Unfortunately, attitudes towards Russia, the key country in the Eurasian project, are not positive everywhere. Whereas in most of the Balkan countries popular sentiment remains generally positive, the elite is anti-Russian or skeptical. In Poland and Romania, Russia is perceived with some anxiety, as many cling to memories of the countries’ troubled past.
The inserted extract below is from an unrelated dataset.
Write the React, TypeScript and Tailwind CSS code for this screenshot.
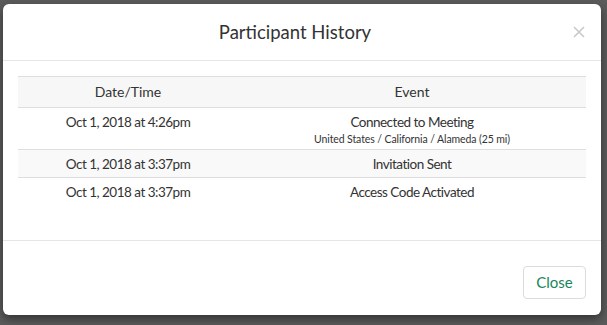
import React from "react";

const EVENTS = [
  {
    time: "Oct 1, 2018 at 4:26pm",
    event: "Connected to Meeting",
    detail: "United States / California / Alameda (25 mi)",
  },
  { time: "Oct 1, 2018 at 3:37pm", event: "Invitation Sent" },
  { time: "Oct 1, 2018 at 3:37pm", event: "Access Code Activated" },
];

export default function App() {
  return (
    <div
      className="w-[607px] h-[325px] bg-[#5b5b5b] pt-[4px] pl-[3px] overflow-hidden"
      style={{ fontFamily: "Lato, 'Open Sans', sans-serif" }}
    >
      <div className="w-[598px] h-[311px] bg-white rounded-[6px] shadow-[0_4px_10px_rgba(0,0,0,0.45)] flex flex-col">
        {/* Header */}
        <div className="flex items-center px-[15px] py-[15px] border-b border-[#e5e5e5]">
          <h2 className="flex-1 text-center text-[18.5px] leading-[26px] text-[#333]">
            Participant History
          </h2>
          <button className="w-[14px] h-[14px] flex items-center justify-center">
            <svg width="12" height="12" viewBox="0 0 12 12">
              <path d="M1 1L11 11M11 1L1 11" stroke="#c9c9c9" strokeWidth="1.6" />
            </svg>
          </button>
        </div>

        {/* Body */}
        <div className="flex-1 px-[15px] pt-[15px]">
          <table className="w-full border-collapse text-[13.5px] tracking-[-0.5px] text-[#333]">
            <thead>
              <tr className="bg-[#f7f7f7] border-t border-b border-[#dedede]">
                <th className="w-[220px] font-normal text-[14px] tracking-normal leading-[20px] py-[5px] text-center">
                  Date/Time
                </th>
                <th className="font-normal text-[14px] tracking-normal leading-[20px] py-[5px] text-center">
                  Event
                </th>
              </tr>
            </thead>
            <tbody>
              {EVENTS.map((e, i) => (
                <tr
                  key={i}
                  className={`${i % 2 === 1 ? "bg-[#f9f9f9]" : "bg-white"} ${
                    i < EVENTS.length - 1 ? "border-b border-[#dedede]" : ""
                  }`}
                >
                  <td className="align-top text-center leading-[20px] pt-[4px] pb-[3px]">{e.time}</td>
                  <td className="align-top text-center leading-[20px] pt-[4px] pb-[3px]">
                    <div>{e.event}</div>
                    {e.detail && (
                      <div className="text-[10.5px] tracking-[-0.1px] leading-[14px]">{e.detail}</div>
                    )}
                  </td>
                </tr>
              ))}
            </tbody>
          </table>
        </div>

        {/* Footer */}
        <div className="flex justify-end border-t border-[#e5e5e5] px-[15px] pt-[25px] pb-[16px]">
          <button className="w-[63px] h-[33px] rounded-[4px] border border-[#dcdcdc] bg-white text-[15px] text-[#17875a]">
            Close
          </button>
        </div>
      </div>
    </div>
  );
}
This is a problem that should be resolved. The continentalist leaders and structures in Eastern Europe should not look like the hand of Moscow. Moreover they should not be the puppets of Moscow or Berlin. Moscow and Berlin, the trans-geographical continentalist poles, should find political forces (supposedly in the national-populist camp) and think –tanks that share a continentalist worldview and can be partners rather than clients. They should be oriented primarily towards their own sovereignty rather than Russophilia in and of itself. So the Heartland, both European and Eurasian must work in this direction.